You learn as you go IMO. I used to be convinced that a slightly underdeveloped negative was the answer to a good scan and final image ... partly because of what I'd read here and it also seemed to produce a pleasing scan visually. I don't approach it that way at all now and although my initial scans can seem over developed or over exposed I have more information to use in post processing and the end result is a better final image.
benlees
Well-known
With photoshop you can spend a lot of time chasing your tail. Do you have to reinvent the wheel for every photo you take? I would guess not...but it depends on what you are after.
I just do the basics and when I learn something new I tend to forget because I don't dabble enough. I prefer photos on screen or in books (for the most part) so having a fancy smancy print is often not my goal but I do think people tend over think these things. When I get colour prints at Costco they look exactly like they did on my screen. All I do is click the 'make no changes' icon.
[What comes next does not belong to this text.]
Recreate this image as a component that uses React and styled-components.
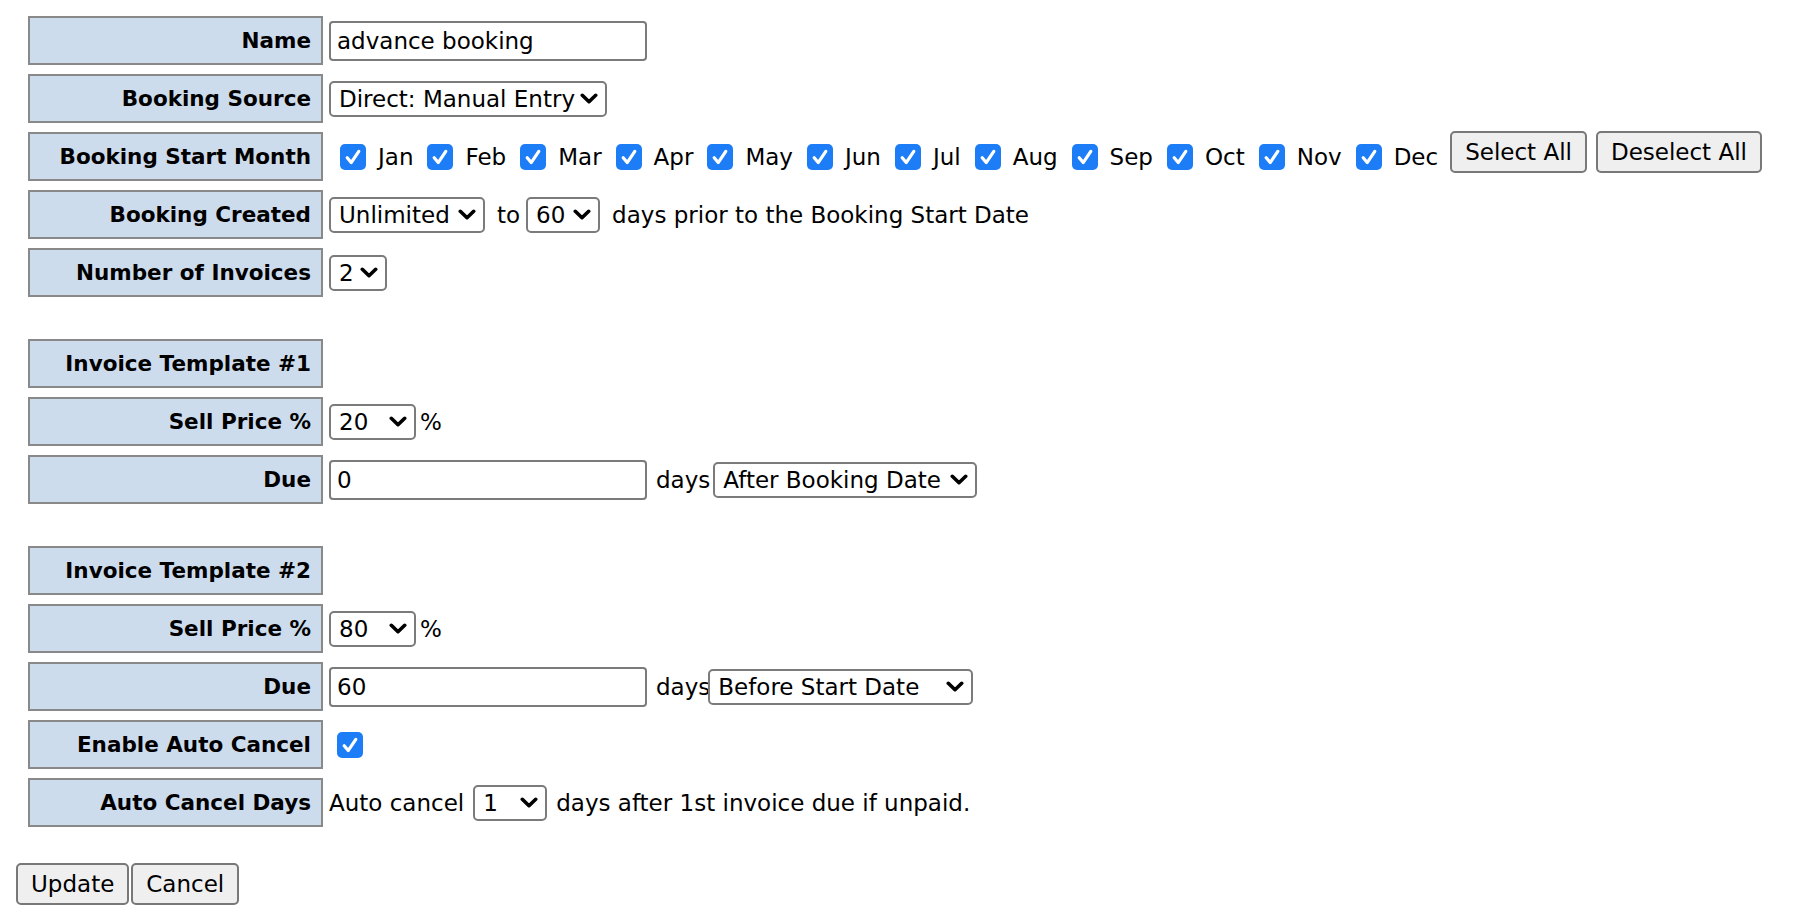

No calibration or anything like that.
B&W from scanned negs. is still a work in progress...
I just do the basics and when I learn something new I tend to forget because I don't dabble enough. I prefer photos on screen or in books (for the most part) so having a fancy smancy print is often not my goal but I do think people tend over think these things. When I get colour prints at Costco they look exactly like they did on my screen. All I do is click the 'make no changes' icon. No calibration or anything like that.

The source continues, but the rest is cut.